[start of Data extract]

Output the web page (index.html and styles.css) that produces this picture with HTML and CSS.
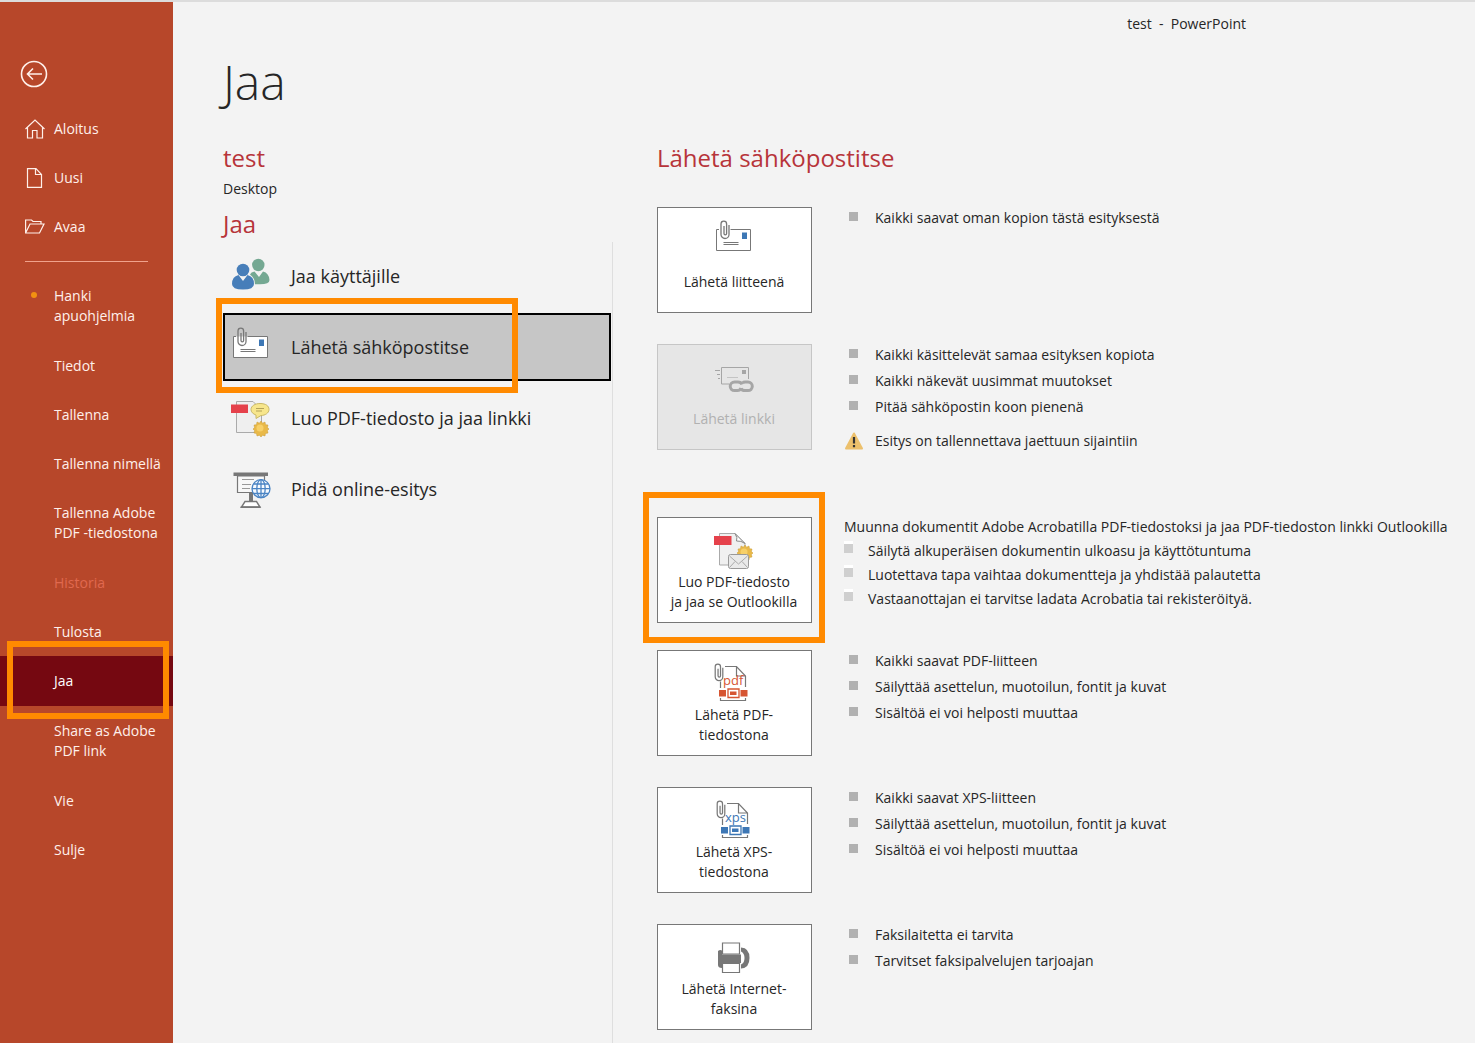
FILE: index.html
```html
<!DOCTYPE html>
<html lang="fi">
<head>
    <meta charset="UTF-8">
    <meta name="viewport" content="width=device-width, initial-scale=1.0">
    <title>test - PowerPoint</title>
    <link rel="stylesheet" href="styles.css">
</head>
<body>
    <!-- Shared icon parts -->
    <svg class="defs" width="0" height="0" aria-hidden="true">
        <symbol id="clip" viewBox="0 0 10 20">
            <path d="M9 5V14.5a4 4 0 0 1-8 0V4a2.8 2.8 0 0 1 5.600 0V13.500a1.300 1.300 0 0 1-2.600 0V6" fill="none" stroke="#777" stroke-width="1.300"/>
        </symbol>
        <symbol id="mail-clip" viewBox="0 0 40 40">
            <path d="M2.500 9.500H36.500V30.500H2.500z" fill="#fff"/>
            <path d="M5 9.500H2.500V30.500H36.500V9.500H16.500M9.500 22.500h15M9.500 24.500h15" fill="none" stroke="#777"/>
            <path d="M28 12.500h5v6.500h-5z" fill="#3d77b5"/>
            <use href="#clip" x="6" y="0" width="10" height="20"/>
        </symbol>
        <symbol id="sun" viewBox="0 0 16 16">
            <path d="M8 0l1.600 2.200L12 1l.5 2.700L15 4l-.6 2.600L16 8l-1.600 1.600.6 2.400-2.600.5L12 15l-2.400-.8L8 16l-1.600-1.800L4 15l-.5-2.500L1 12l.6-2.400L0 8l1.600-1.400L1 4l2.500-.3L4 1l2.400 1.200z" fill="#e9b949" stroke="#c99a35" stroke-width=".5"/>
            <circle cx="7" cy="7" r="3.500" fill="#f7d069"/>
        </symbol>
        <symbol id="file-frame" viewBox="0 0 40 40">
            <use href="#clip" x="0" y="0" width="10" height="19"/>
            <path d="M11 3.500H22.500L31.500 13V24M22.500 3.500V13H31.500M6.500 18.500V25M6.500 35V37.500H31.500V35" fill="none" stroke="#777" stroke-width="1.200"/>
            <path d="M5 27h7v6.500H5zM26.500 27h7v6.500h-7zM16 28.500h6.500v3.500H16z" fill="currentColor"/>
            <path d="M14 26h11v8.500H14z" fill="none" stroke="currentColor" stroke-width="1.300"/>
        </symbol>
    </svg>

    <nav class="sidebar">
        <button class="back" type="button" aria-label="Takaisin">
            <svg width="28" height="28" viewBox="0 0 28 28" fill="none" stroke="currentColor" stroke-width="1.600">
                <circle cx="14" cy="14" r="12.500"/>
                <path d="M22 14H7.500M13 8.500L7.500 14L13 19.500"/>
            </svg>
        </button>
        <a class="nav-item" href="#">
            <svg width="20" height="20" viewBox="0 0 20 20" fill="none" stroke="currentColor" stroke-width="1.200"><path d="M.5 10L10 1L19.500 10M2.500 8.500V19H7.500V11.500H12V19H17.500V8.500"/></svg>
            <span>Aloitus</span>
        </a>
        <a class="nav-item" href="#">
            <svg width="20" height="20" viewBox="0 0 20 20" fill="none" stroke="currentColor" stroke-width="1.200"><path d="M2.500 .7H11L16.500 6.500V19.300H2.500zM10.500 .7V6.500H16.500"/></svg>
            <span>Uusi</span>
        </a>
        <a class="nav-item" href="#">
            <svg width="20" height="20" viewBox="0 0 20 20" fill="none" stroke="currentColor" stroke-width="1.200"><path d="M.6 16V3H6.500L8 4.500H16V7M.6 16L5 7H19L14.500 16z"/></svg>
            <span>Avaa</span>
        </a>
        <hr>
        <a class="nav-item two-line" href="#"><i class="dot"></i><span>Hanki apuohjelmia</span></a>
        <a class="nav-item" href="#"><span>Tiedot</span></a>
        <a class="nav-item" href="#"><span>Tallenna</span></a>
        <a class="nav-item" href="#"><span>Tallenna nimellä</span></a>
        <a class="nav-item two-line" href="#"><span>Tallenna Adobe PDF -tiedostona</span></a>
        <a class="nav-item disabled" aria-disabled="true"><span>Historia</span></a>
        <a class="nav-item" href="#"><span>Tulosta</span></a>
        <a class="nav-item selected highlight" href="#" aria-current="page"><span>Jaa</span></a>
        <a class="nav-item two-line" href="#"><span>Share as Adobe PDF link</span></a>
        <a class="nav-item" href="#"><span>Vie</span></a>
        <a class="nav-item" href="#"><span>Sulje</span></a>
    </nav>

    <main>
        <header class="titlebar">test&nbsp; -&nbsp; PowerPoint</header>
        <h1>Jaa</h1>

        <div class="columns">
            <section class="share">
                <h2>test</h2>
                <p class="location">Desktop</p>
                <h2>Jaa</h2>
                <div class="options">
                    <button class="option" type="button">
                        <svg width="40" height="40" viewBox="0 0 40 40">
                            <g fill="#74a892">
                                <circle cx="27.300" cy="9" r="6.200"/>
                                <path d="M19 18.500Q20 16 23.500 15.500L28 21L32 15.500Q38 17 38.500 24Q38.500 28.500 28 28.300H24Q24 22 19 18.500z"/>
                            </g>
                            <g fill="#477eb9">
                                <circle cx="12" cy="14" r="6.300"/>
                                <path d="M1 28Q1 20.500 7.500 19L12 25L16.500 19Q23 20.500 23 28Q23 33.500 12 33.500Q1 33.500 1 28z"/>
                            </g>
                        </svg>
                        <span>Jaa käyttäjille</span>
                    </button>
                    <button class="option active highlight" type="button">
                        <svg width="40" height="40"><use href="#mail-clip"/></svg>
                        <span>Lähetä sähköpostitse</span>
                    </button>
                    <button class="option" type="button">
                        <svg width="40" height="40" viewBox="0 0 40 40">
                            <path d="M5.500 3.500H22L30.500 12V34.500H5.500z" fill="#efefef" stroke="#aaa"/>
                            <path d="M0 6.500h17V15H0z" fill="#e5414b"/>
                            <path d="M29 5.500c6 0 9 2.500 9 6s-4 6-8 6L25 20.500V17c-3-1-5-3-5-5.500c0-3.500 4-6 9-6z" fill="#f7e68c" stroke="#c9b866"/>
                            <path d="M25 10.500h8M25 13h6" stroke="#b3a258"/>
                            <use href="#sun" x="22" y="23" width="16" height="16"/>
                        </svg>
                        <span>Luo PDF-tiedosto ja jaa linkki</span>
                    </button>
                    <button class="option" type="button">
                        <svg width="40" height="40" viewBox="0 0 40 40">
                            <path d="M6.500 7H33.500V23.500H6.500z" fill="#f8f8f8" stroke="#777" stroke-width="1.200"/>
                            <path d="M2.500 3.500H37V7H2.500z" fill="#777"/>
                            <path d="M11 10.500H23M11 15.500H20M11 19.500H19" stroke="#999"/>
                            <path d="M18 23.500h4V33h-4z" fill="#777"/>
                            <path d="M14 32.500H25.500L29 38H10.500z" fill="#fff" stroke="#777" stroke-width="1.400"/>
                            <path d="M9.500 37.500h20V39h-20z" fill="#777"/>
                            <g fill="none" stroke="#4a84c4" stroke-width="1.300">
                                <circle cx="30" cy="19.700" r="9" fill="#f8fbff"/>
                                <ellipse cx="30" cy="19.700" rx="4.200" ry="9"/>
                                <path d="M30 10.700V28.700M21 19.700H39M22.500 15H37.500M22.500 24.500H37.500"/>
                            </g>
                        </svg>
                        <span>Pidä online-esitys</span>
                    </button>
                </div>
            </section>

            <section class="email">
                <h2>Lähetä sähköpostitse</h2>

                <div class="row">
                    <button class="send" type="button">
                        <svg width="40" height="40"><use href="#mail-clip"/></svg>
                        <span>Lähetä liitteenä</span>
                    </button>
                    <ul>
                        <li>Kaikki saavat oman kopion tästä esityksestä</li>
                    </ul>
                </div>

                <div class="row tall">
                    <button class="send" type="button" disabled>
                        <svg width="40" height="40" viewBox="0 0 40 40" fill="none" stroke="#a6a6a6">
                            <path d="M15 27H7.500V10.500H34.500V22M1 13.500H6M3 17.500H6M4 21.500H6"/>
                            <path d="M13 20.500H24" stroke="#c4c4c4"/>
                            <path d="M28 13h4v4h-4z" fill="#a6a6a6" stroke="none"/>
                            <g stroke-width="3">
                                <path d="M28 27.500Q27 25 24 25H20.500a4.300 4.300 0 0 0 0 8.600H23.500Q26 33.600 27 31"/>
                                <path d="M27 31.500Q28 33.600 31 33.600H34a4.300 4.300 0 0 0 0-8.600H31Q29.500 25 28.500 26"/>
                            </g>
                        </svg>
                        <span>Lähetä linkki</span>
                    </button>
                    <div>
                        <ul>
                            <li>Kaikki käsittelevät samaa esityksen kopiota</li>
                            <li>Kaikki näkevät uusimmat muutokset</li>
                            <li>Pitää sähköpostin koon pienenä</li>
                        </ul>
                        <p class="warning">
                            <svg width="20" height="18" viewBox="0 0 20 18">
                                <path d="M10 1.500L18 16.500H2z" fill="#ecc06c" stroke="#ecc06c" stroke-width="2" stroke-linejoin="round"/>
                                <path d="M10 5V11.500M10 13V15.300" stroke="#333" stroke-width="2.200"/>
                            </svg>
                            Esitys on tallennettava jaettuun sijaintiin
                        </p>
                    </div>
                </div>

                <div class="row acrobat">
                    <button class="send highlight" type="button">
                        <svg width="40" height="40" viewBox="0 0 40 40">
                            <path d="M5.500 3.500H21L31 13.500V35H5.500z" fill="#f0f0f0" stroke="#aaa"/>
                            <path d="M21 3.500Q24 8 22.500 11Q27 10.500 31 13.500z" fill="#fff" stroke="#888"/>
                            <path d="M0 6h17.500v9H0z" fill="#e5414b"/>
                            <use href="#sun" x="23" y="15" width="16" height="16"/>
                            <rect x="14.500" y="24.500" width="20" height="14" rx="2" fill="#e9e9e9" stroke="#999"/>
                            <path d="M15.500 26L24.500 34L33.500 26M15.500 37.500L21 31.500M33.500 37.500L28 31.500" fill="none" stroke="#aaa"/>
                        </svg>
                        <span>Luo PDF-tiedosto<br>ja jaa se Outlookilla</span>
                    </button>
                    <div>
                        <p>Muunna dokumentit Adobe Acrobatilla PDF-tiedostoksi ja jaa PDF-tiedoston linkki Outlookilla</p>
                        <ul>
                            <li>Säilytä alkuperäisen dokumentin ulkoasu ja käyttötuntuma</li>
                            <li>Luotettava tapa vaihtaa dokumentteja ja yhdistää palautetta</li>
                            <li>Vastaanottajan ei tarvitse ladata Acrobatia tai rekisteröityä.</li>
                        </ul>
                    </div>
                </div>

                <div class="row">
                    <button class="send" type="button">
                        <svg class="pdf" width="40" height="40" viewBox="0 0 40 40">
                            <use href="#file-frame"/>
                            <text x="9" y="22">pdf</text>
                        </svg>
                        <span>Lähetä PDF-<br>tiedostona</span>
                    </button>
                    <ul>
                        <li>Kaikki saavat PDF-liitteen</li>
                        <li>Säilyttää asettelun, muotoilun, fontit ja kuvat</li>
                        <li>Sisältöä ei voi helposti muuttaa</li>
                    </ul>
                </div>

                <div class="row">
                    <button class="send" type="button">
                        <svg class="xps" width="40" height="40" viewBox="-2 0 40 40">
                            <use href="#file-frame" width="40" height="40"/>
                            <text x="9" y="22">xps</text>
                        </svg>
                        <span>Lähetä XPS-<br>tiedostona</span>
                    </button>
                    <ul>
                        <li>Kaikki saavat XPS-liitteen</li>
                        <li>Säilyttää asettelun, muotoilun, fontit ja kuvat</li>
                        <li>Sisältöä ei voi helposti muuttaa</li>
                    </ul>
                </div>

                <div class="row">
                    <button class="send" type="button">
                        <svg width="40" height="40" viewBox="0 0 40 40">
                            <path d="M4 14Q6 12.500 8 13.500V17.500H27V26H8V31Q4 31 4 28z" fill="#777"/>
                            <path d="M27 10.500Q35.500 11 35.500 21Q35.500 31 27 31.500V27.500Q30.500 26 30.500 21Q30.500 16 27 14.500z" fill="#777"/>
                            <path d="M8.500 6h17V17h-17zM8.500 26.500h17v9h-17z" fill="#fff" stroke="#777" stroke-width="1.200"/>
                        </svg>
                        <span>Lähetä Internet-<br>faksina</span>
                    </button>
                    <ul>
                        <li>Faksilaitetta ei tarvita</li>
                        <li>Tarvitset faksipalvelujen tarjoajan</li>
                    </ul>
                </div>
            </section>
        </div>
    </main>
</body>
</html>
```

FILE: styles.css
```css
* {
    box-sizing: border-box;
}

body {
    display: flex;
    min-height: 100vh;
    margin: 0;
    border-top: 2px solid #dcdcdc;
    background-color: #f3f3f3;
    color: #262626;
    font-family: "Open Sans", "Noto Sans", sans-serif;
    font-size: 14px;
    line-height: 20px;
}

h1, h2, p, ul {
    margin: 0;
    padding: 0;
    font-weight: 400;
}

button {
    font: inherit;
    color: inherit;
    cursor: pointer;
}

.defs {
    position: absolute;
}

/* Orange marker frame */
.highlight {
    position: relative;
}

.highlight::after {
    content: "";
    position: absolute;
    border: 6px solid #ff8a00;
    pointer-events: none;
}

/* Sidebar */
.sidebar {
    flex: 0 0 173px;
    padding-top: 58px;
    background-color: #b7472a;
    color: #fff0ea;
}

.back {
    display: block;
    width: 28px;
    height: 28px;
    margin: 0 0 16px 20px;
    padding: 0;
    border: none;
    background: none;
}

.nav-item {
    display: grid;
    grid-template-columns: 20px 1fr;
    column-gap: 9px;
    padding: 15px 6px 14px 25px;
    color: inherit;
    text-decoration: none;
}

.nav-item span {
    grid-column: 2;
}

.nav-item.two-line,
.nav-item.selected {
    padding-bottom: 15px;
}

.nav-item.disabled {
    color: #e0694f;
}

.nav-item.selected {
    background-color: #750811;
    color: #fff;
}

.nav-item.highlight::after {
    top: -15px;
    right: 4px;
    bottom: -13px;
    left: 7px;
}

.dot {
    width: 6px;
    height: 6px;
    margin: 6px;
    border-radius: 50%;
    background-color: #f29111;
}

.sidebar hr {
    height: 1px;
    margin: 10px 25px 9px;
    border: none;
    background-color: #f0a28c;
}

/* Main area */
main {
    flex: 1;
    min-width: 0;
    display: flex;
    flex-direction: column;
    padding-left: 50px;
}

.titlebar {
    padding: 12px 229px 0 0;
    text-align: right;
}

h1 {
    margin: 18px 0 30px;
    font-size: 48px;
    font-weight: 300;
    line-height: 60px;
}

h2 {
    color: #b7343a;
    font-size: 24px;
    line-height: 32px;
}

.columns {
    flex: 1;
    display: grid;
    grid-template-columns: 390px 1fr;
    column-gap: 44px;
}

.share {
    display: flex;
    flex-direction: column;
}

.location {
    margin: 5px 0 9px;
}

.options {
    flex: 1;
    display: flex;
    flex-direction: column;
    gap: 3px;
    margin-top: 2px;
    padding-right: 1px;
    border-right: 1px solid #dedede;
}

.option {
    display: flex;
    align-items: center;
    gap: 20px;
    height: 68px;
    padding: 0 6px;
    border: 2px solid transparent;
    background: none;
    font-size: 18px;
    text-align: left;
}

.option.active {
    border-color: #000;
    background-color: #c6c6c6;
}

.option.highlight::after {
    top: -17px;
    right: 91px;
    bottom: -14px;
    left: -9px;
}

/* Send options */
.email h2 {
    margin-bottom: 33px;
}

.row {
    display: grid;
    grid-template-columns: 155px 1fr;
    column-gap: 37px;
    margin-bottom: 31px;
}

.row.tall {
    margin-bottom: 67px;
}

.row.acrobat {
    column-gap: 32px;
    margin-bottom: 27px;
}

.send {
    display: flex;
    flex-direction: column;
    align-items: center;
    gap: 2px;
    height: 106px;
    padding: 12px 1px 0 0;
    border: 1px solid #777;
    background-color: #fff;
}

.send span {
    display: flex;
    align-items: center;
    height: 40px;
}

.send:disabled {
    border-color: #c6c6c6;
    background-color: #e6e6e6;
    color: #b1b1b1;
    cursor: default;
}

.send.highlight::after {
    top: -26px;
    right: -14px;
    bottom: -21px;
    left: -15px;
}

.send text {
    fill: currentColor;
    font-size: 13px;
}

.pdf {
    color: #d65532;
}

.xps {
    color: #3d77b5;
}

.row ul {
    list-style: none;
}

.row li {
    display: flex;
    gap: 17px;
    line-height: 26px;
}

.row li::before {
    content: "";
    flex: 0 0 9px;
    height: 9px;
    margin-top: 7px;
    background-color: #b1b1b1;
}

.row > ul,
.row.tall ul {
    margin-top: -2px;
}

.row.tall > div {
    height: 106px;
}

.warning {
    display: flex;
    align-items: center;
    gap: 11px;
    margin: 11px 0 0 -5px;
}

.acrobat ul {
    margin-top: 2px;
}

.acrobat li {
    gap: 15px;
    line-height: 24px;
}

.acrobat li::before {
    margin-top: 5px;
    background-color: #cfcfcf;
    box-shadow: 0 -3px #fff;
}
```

[end of Data extract]

**Exercise objective**: Return all lines with the word "styles" in them.

**Task solution**:
Output the web page (index.html and styles.css) that produces this picture with HTML and CSS.
    <link rel="stylesheet" href="styles.css">
FILE: styles.css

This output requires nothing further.